YOUR GOAL:
In the material below, please retype the lines from the very first through the one with "FaMastodon, FaXTwitter, FaGithub", exactly and without pictures.

SUPPLIED MATERIAL:
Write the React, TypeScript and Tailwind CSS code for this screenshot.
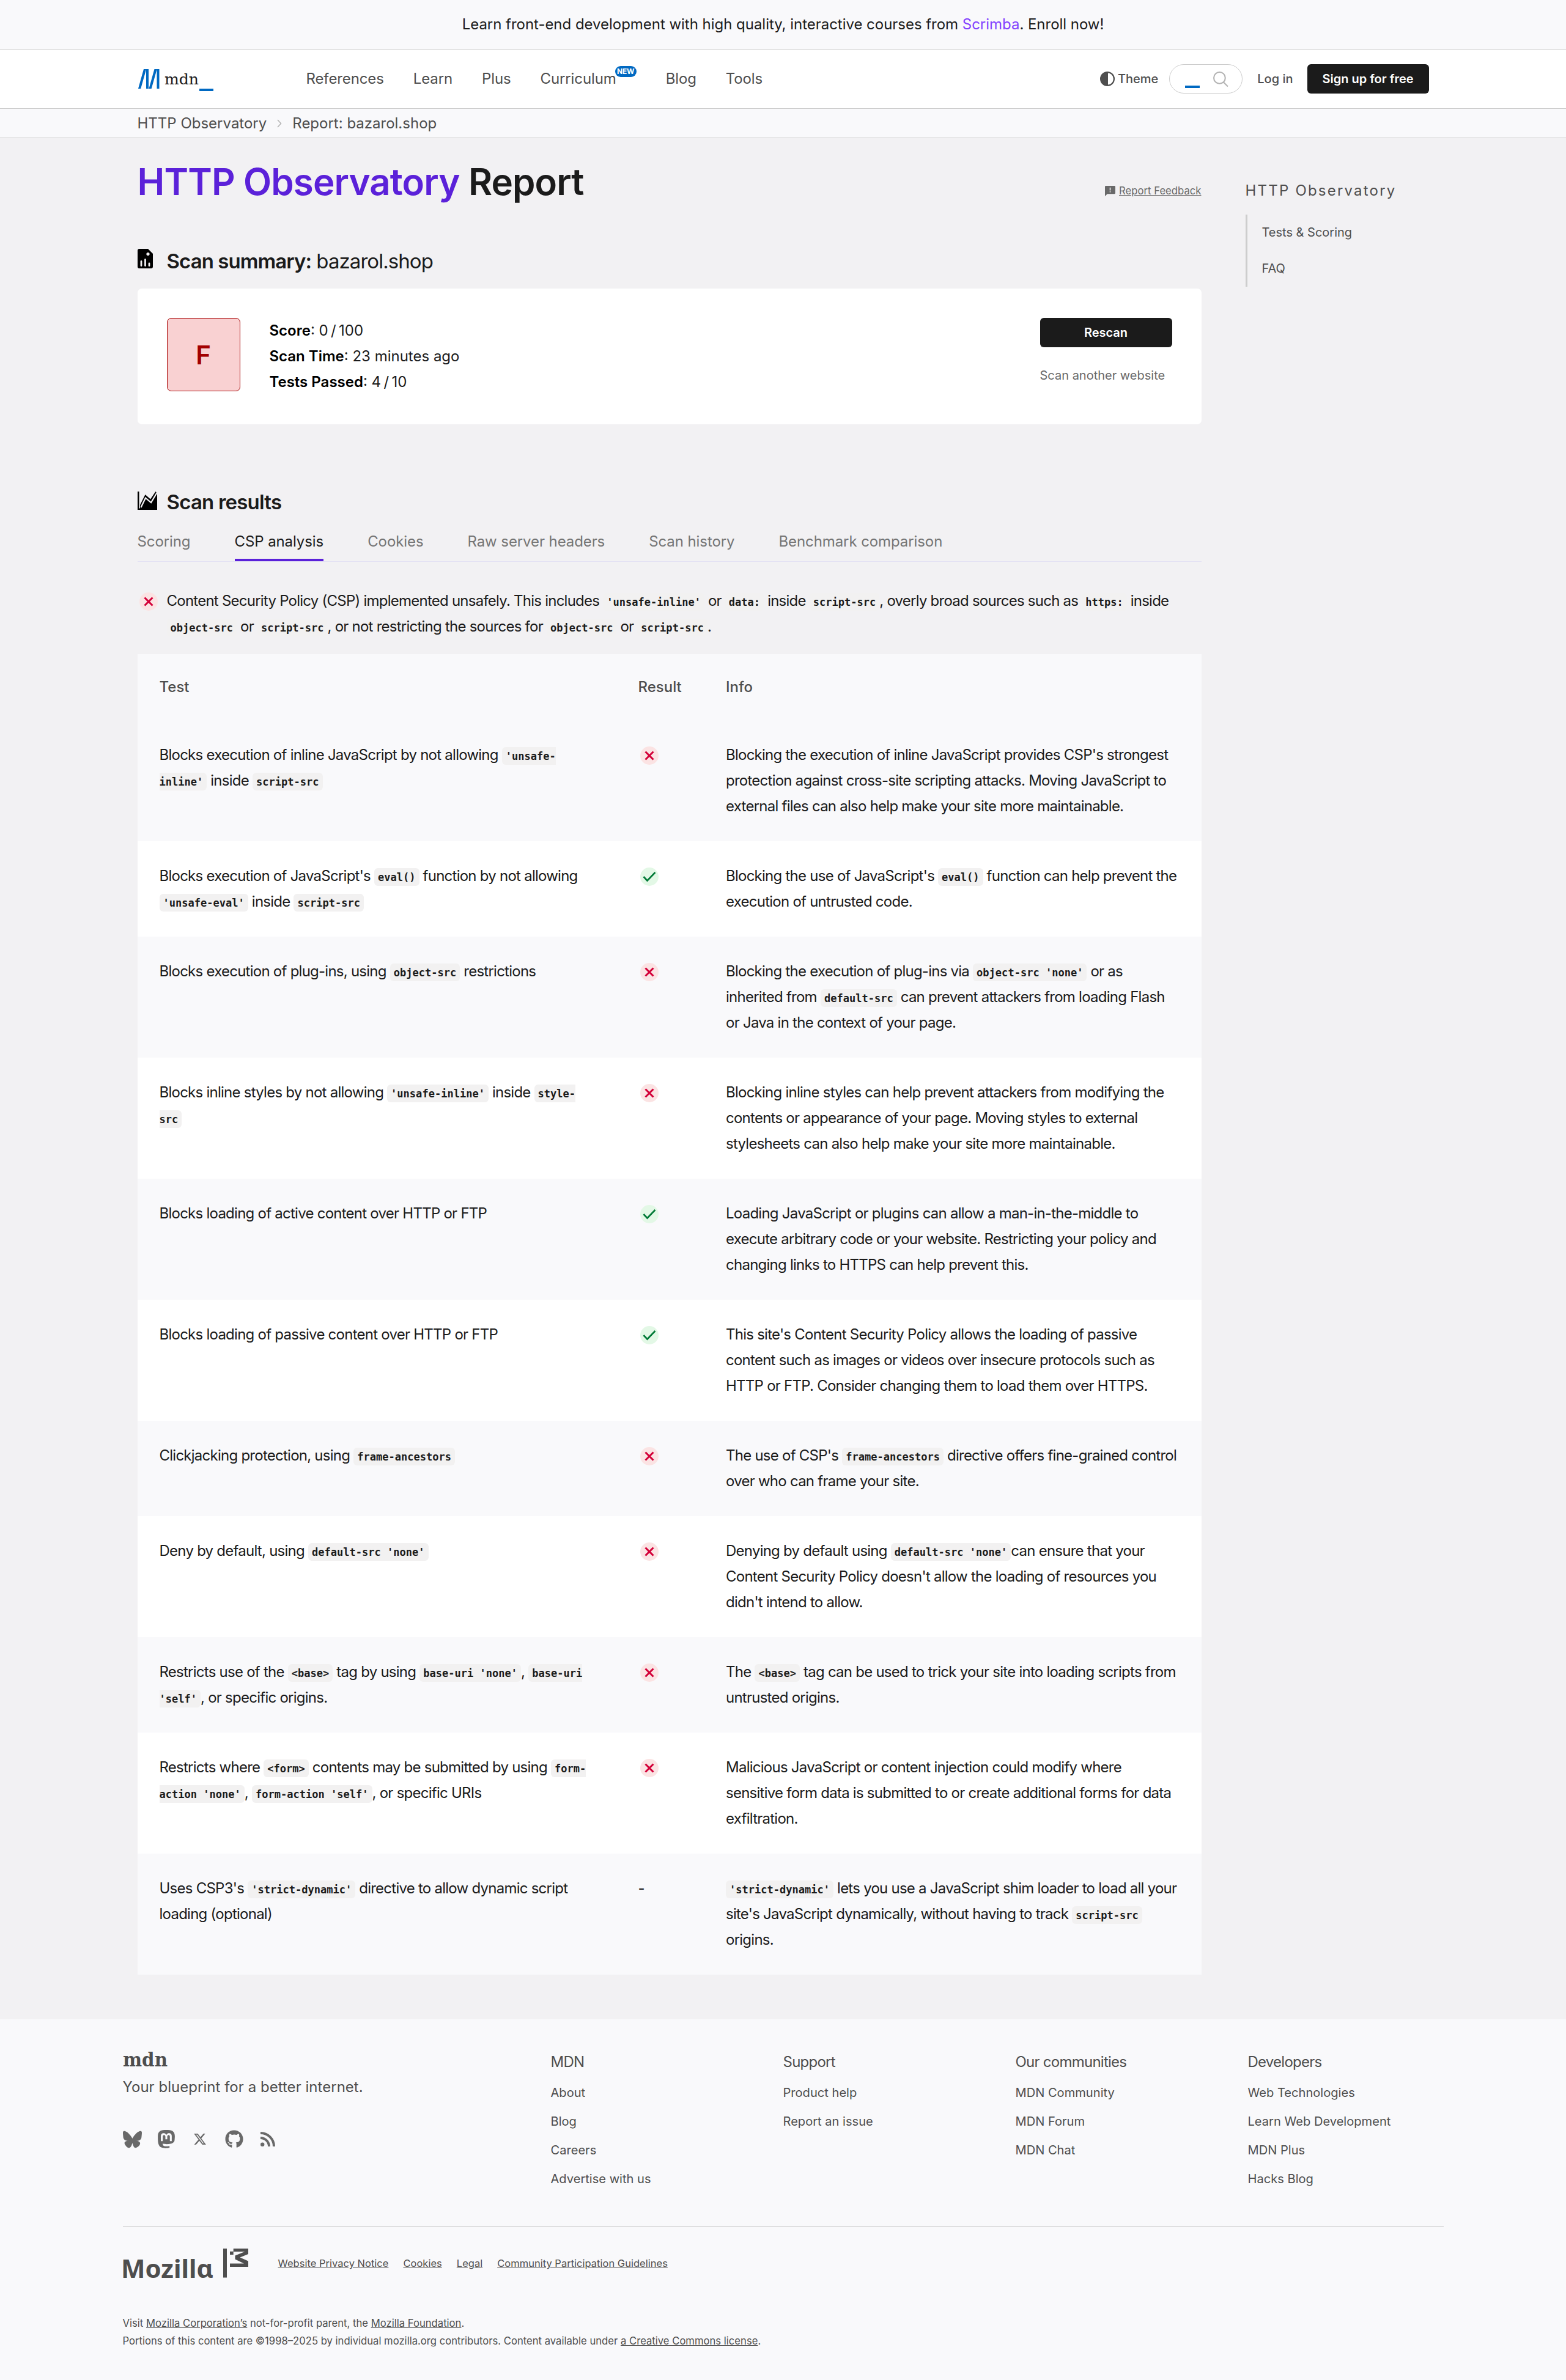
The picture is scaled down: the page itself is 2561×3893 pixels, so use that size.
import React, { ReactNode } from "react";
import { FaBluesky, FaMastodon, FaXTwitter, FaGithub } from "react-icons/fa6";

const C = ({ children }: { children: ReactNode }) => (
  <code className="rounded-[6px] bg-[#f2f1f1] px-1.5 pt-[5px] pb-[4px] font-['DejaVu_Sans_Mono',monospace] text-[17.05px] leading-none font-bold tracking-normal">
    {children}
  </code>
);

const Fail = () => (
  <svg viewBox="0 0 30 30" className="size-[30px] shrink-0">
    <circle cx="15" cy="15" r="15" fill="#fbe3e3" />
    <path d="M8.500 8.500l13 13M21.500 8.500l-13 13" stroke="#d30038" strokeWidth="3" />
  </svg>
);
const Pass = () => (
  <svg viewBox="0 0 30 30" className="size-[30px] shrink-0">
    <circle cx="15" cy="15" r="15" fill="#e3f8e6" />
    <path d="M5.500 15l6 6.500L24.500 8" stroke="#007936" strokeWidth="2.600" fill="none" />
  </svg>
);

type Row = { test: ReactNode; result: "pass" | "fail" | "-"; info: ReactNode; h: string };
const three = "h-[198px]";
const two = "h-[156px]";
const rows: Row[] = [
  {
    test: <>Blocks execution of inline JavaScript by not allowing <C>'unsafe-<br />inline'</C> inside <C>script-src</C></>,
    result: "fail",
    info: <>Blocking the execution of inline JavaScript provides CSP's strongest<br />protection against cross-site scripting attacks. Moving JavaScript to<br />external files can also help make your site more maintainable.</>,
    h: three,
  },
  {
    test: <>Blocks execution of JavaScript's <C>eval()</C> function by not allowing<br /><C>'unsafe-eval'</C> inside <C>script-src</C></>,
    result: "pass",
    info: <>Blocking the use of JavaScript's <C>eval()</C> function can help prevent the<br />execution of untrusted code.</>,
    h: two,
  },
  {
    test: <>Blocks execution of plug-ins, using <C>object-src</C> restrictions</>,
    result: "fail",
    info: <>Blocking the execution of plug-ins via <C>object-src 'none'</C> or as<br />inherited from <C>default-src</C> can prevent attackers from loading Flash<br />or Java in the context of your page.</>,
    h: three,
  },
  {
    test: <>Blocks inline styles by not allowing <C>'unsafe-inline'</C> inside <C>style-<br />src</C></>,
    result: "fail",
    info: <>Blocking inline styles can help prevent attackers from modifying the<br />contents or appearance of your page. Moving styles to external<br />stylesheets can also help make your site more maintainable.</>,
    h: three,
  },
  {
    test: <>Blocks loading of active content over HTTP or FTP</>,
    result: "pass",
    info: <>Loading JavaScript or plugins can allow a man-in-the-middle to<br />execute arbitrary code or your website. Restricting your policy and<br />changing links to HTTPS can help prevent this.</>,
    h: three,
  },
  {
    test: <>Blocks loading of passive content over HTTP or FTP</>,
    result: "pass",
    info: <>This site's Content Security Policy allows the loading of passive<br />content such as images or videos over insecure protocols such as<br />HTTP or FTP. Consider changing them to load them over HTTPS.</>,
    h: three,
  },
  {
    test: <>Clickjacking protection, using <C>frame-ancestors</C></>,
    result: "fail",
    info: <>The use of CSP's <C>frame-ancestors</C> directive offers fine-grained control<br />over who can frame your site.</>,
    h: two,
  },
  {
    test: <>Deny by default, using <C>default-src 'none'</C></>,
    result: "fail",
    info: <>Denying by default using <C>default-src 'none'</C>can ensure that your<br />Content Security Policy doesn't allow the loading of resources you<br />didn't intend to allow.</>,
    h: three,
  },
  {
    test: <>Restricts use of the <C>&lt;base&gt;</C> tag by using <C>base-uri 'none'</C>, <C>base-uri<br />'self'</C>, or specific origins.</>,
    result: "fail",
    info: <>The <C>&lt;base&gt;</C> tag can be used to trick your site into loading scripts from<br />untrusted origins.</>,
    h: two,
  },
  {
    test: <>Restricts where <C>&lt;form&gt;</C> contents may be submitted by using <C>form-<br />action 'none'</C>, <C>form-action 'self'</C>, or specific URIs</>,
    result: "fail",
    info: <>Malicious JavaScript or content injection could modify where<br />sensitive form data is submitted to or create additional forms for data<br />exfiltration.</>,
    h: three,
  },
  {
    test: <>Uses CSP3's <C>'strict-dynamic'</C> directive to allow dynamic script<br />loading (optional)</>,
    result: "-",
    info: <><C>'strict-dynamic'</C> lets you use a JavaScript shim loader to load all your<br />site's JavaScript dynamically, without having to track <C>script-src</C><br />origins.</>,
    h: three,
  },
];

const tabs = ["Scoring", "CSP analysis", "Cookies", "Raw server headers", "Scan history", "Benchmark comparison"];

const footerColumns = [
  { title: "MDN", links: ["About", "Blog", "Careers", "Advertise with us"] },
  { title: "Support", links: ["Product help", "Report an issue"] },
  { title: "Our communities", links: ["MDN Community", "MDN Forum", "MDN Chat"] },
  { title: "Developers", links: ["Web Technologies", "Learn Web Development", "MDN Plus", "Hacks Blog"] },
];

const MdnLogo = () => (
  <svg viewBox="0 0 124 36" className="ml-px h-9 w-[124px]">
    <path d="M0 32L9 0h4.200L4.200 32zM13 0h4v32h-4zM17.500 32l9-32h4.200l-9 32zM30.500 0h4v32h-4z" fill="#0069c2" />
    <text x="43" y="25" fontFamily="DejaVu Serif" fontSize="24.500" textLength="56" lengthAdjust="spacingAndGlyphs" fill="#1b1b1b">mdn</text>
    <path d="M100 32h23v4h-23z" fill="#0069c2" />
  </svg>
);

function Header() {
  return (
    <header className="h-[97px] border-b border-[#cdcdcd] bg-white">
      <div className="mx-auto flex h-24 w-[2112px] items-center text-[#4e4e4e]">
        <div className="mt-1 w-[276px]"><MdnLogo /></div>
        <nav className="flex flex-1 items-center gap-12 text-[24px] tracking-[-0.12px]">
          <span>References</span>
          <span>Learn</span>
          <span>Plus</span>
          <span className="relative mr-[33px]">
            Curriculum
            <span className="absolute -top-[3px] left-full -ml-0.5 flex h-[18px] w-[35px] items-center justify-center rounded-full bg-[#0069c2] text-[12px] font-bold text-white">NEW</span>
          </span>
          <span>Blog</span>
          <span>Tools</span>
        </nav>
        <div className="flex items-center text-[20px] font-medium">
          <svg viewBox="0 0 24 24" className="mr-[5px] size-6">
            <circle cx="12" cy="12" r="10.900" fill="none" stroke="#4e4e4e" strokeWidth="2.200" />
            <path d="M13 1a11 11 0 0 0 0 22z" fill="#4e4e4e" />
            <path d="M12 1a11 11 0 0 0 0 22z" fill="#4e4e4e" />
          </svg>
          <span>Theme</span>
          <div className="ml-[18px] flex h-12 w-[120px] items-center justify-between rounded-full border border-[#cdcdcd] pr-[22px] pl-[25px]">
            <span className="mt-[26px] h-1 w-6 bg-[#0069c2]" />
            <svg viewBox="0 0 24 24" className="size-[25px]" fill="none" stroke="#b3b3b3" strokeWidth="2">
              <circle cx="10" cy="10" r="9" />
              <path d="M16 16.500l7 7" />
            </svg>
          </div>
          <span className="ml-6">Log in</span>
          <span className="ml-[23px] flex h-12 w-[199px] items-center justify-center rounded-[6px] bg-[#1b1b1b] font-semibold text-white">Sign up for free</span>
        </div>
      </div>
    </header>
  );
}

function Summary() {
  return (
    <section className="flex h-[222px] justify-between rounded-[7px] bg-white px-12 pt-12">
      <div className="flex gap-12">
        <div className="flex size-[120px] items-center justify-center rounded-[7px] border border-[#a30000] bg-[#f9d1d2] text-[42px] font-semibold text-[#a30000]">F</div>
        <div className="text-[24px] leading-[42px]">
          <p><b className="font-semibold text-black">Score</b>: 0{"\u2009"}/{"\u2009"}100</p>
          <p><b className="font-semibold text-black">Scan Time</b>: 23 minutes ago</p>
          <p><b className="font-semibold text-black">Tests Passed</b>: 4{"\u2009"}/{"\u2009"}10</p>
        </div>
      </div>
      <div className="w-[216px]">
        <div className="flex h-12 items-center justify-center rounded-[6px] bg-[#1b1b1b] text-[20px] font-semibold text-white">Rescan</div>
        <p className="mt-[32px] text-[20px] leading-7 whitespace-nowrap text-[#696969]">Scan another website</p>
      </div>
    </section>
  );
}

function Footer() {
  return (
    <footer className="h-[590px] bg-[#f9f9fb] text-[#4e4e4e]">
      <div className="mx-auto w-[2160px] pt-12">
        <div className="flex h-[290px]">
          <div className="w-[700px] shrink-0">
            <svg viewBox="0 0 80 32" className="block h-8 w-20 overflow-visible">
              <text x="0" y="28.500" fontFamily="DejaVu Serif" fontWeight="700" fontSize="32" textLength="73" lengthAdjust="spacingAndGlyphs" fill="#4e4e4e">mdn</text>
            </svg>
            <p className="mt-[10px] text-[24px] leading-[42px] tracking-[0.03px]">Your blueprint for a better internet.</p>
            <div className="mt-[47px] flex items-center text-[#696969]">
              <FaBluesky className="mr-[23px] size-[31px]" />
              <FaMastodon className="mr-[27px] size-[34px]" />
              <FaXTwitter className="mr-[30px] size-[22px]" />
              <FaGithub className="mr-[28px] size-[30px]" />
              <svg viewBox="0 0 24 24" className="size-6" fill="none" stroke="#696969" strokeWidth="4">
                <circle cx="3.200" cy="20.800" r="3.200" fill="#696969" stroke="none" />
                <path d="M0 10a14 14 0 0 1 14 14M0 2a22 22 0 0 1 22 22" />
              </svg>
            </div>
          </div>
          {footerColumns.map((c) => (
            <div key={c.title} className="w-[380px] shrink-0 last:w-[319px]">
              <h3 className="pt-1 text-[24px] leading-[36px] tracking-[-0.75px]">{c.title}</h3>
              <div className="mt-[3px] pt-px">
                {c.links.map((l) => (
                  <p key={l} className="mb-[11px] pt-[0.1px] text-[20.1px] leading-[36px] first:mt-[10px]">{l}</p>
                ))}
              </div>
            </div>
          ))}
        </div>
        <div className="flex h-[120px] border-t border-[#cdcdcd] text-[16.55px]">
          <svg viewBox="-4 0 212 49" className="mt-9 -ml-1 h-[49px] w-[212px] overflow-visible" fill="#4e4e4e">
            <text x="-3" y="47.500" fontFamily="Noto Sans" fontWeight="700" fontSize="42" textLength="151" lengthAdjust="spacingAndGlyphs">Mozillα</text>
            <path d="M164 0h6v47.500h-6zM175 4.700h5.700v5.300H175zM180.700 0H205v9l-13.500 5.500L205 20.500V30h-30v-5.500h23l-14.500-7v-6l16-6.500h-18.800z" />
          </svg>
          <div className="mt-[48px] ml-[46px] flex gap-6 underline">
            <span>Website Privacy Notice</span>
            <span>Cookies</span>
            <span>Legal</span>
            <span>Community Participation Guidelines</span>
          </div>
        </div>
        <div className="mt-[25px] text-[16.65px] leading-[29px]">
          <p>Visit <u>Mozilla Corporation’s</u> not-for-profit parent, the <u>Mozilla Foundation</u>.</p>
          <p>Portions of this content are ©1998–2025 by individual mozilla.org contributors. Content available under <u>a Creative Commons license</u>.</p>
        </div>
      </div>
    </footer>
  );
}

export default function App() {
  return (
    <div className="min-h-[3893px] w-[2561px] bg-[#f2f1f3] font-[Inter,sans-serif] text-[#1b1b1b] [font-optical-sizing:none]">
      <div className="flex h-[81px] items-center justify-center border-b border-[#cdcdcd] bg-[#f9f9fb] text-[24px] tracking-[-0.03px]">
        <p>Learn front-end development with high quality, interactive courses from <span className="text-[#8341ff]">Scrimba</span>. Enroll now!</p>
      </div>
      <Header />
      <div className="h-12 border-b border-[#cdcdcd] bg-[#f9f9fb]">
        <div className="mx-auto flex h-[47px] w-[2112px] items-center text-[24px] text-[#4e4e4e]">
          <span>HTTP Observatory</span>
          <svg viewBox="0 0 8 14" className="mx-[17px] h-3.5 w-2" fill="none" stroke="#b3b3b3" strokeWidth="1.500"><path d="M1 1l5.500 6L1 13" /></svg>
          <span>Report: bazarol.shop</span>
        </div>
      </div>
      <div className="mx-auto flex h-[3077px] w-[2112px] justify-between">
        <main className="w-[1740px]">
          <div className="flex h-[172px] items-start justify-between">
            <h1 className="mt-[35px] text-[60px] leading-[72px] font-semibold tracking-[-0.86px]"><span className="text-[#5b21d9]">HTTP Observatory</span> Report</h1>
            <div className="mt-[72px] flex items-center gap-1.5 text-[16.7px] leading-[28px] text-[#696969]">
              <svg viewBox="0 0 18 18" className="size-[17px]"><path d="M1.500 0h15a1.500 1.500 0 0 1 1.500 1.500v11a1.500 1.500 0 0 1-1.500 1.500H4l-4 4V1.500A1.500 1.500 0 0 1 1.500 0z" fill="#696969" /><path d="M8.200 3h1.600v5H8.200zM8.200 9.500h1.600V11H8.200z" fill="#fff" /></svg>
              <u>Report Feedback</u>
            </div>
          </div>
          <h2 className="flex h-[74px] items-start gap-[23px] text-[33px] leading-[46px] tracking-[-0.94px]">
            <svg viewBox="0 0 25 32" className="mt-[9px] h-8 w-[25px]"><path d="M3 0h14l8 8v21a3 3 0 0 1-3 3H3a3 3 0 0 1-3-3V3a3 3 0 0 1 3-3z" /><path d="M6 20.500v7M12.500 17.500v10M19 24v3.500" stroke="#f2f1f3" strokeWidth="2.800" strokeLinecap="round" /><circle cx="17" cy="8.500" r="2.600" fill="#f2f1f3" /></svg>
            <span className="mt-[6px]"><b className="font-semibold">Scan summary:</b> bazarol.shop</span>
          </h2>
          <Summary />
          <h2 className="mt-[104px] flex items-center gap-4 text-[33px] leading-[46px] font-semibold tracking-[-0.8px]">
            <svg viewBox="0 0 32 30" className="-mt-1 h-[30px] w-8">
              <path d="M0 0h2.500v27.500H32V30H0z" />
              <path d="M4 28v-6l8.500-17 8.500 7.500L29.500 0 32 3v25z" />
              <path d="M5.500 26l7.500-15.500 9 7.500L32 1.500" fill="none" stroke="#f2f1f3" strokeWidth="2.200" />
            </svg>
            <span>Scan results</span>
          </h2>
          <div className="mt-[17px] flex h-[58px] gap-[72px] border-b border-[#e3e1f3] text-[24px] leading-[50px] tracking-[-0.09px] text-[#757575]">
            {tabs.map((t) => (
              <span key={t} className={t === "CSP analysis" ? "h-[57px] border-b-4 border-[#5b21d9] text-[#1b1b1b]" : ""}>{t}</span>
            ))}
          </div>
          <div className="mt-[43px] flex gap-[15px] pl-[3px] text-[24px] leading-[42px] tracking-[-0.76px]">
            <div className="mt-[7px]"><Fail /></div>
            <p className="whitespace-nowrap">
              Content Security Policy (CSP) implemented unsafely. This includes <C>'unsafe-inline'</C> or <C>data:</C> inside <C>script-src</C>, overly broad sources such as <C>https:</C> inside<br />
              <C>object-src</C> or <C>script-src</C>, or not restricting the sources for <C>object-src</C> or <C>script-src</C>.
            </p>
          </div>
          <div className="mt-[24px] text-[24px] leading-[42px]">
            <div className="grid h-[108px] grid-cols-[783px_143.5px_1fr] items-center bg-[#f9f9fb] font-medium text-[#4e4e4e]">
              <span className="pl-9">Test</span><span className="pl-9">Result</span><span className="pl-9">Info</span>
            </div>
            {rows.map((r, i) => (
              <div key={i} className={`grid grid-cols-[783px_143.5px_1fr] pt-9 tracking-[-0.75px] whitespace-nowrap ${r.h} ${i % 2 ? "bg-white" : "bg-[#f9f9fb]"}`}>
                <div className="pl-9">{r.test}</div>
                <div className="pl-9">{r.result === "-" ? "-" : <div className="mt-[7px] ml-[3px]">{r.result === "pass" ? <Pass /> : <Fail />}</div>}</div>
                <div className="pl-9">{r.info}</div>
              </div>
            ))}
          </div>
        </main>
        <aside className="w-[300px] pt-[68px] text-[#4e4e4e]">
          <h2 className="text-[24px] leading-[36px] tracking-[2.2px]">HTTP Observatory</h2>
          <div className="mt-[21px] flex h-[118px] flex-col border-l-3 border-[#cdcdcd] pl-6 text-[20px] leading-[59px]">
            <span>Tests &amp; Scoring</span>
            <span>FAQ</span>
          </div>
        </aside>
      </div>
      <Footer />
    </div>
  );
}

FULL RESPONSE:
Write the React, TypeScript and Tailwind CSS code for this screenshot.
The picture is scaled down: the page itself is 2561×3893 pixels, so use that size.
import React, { ReactNode } from "react";
import { FaBluesky, FaMastodon, FaXTwitter, FaGithub } from "react-icons/fa6";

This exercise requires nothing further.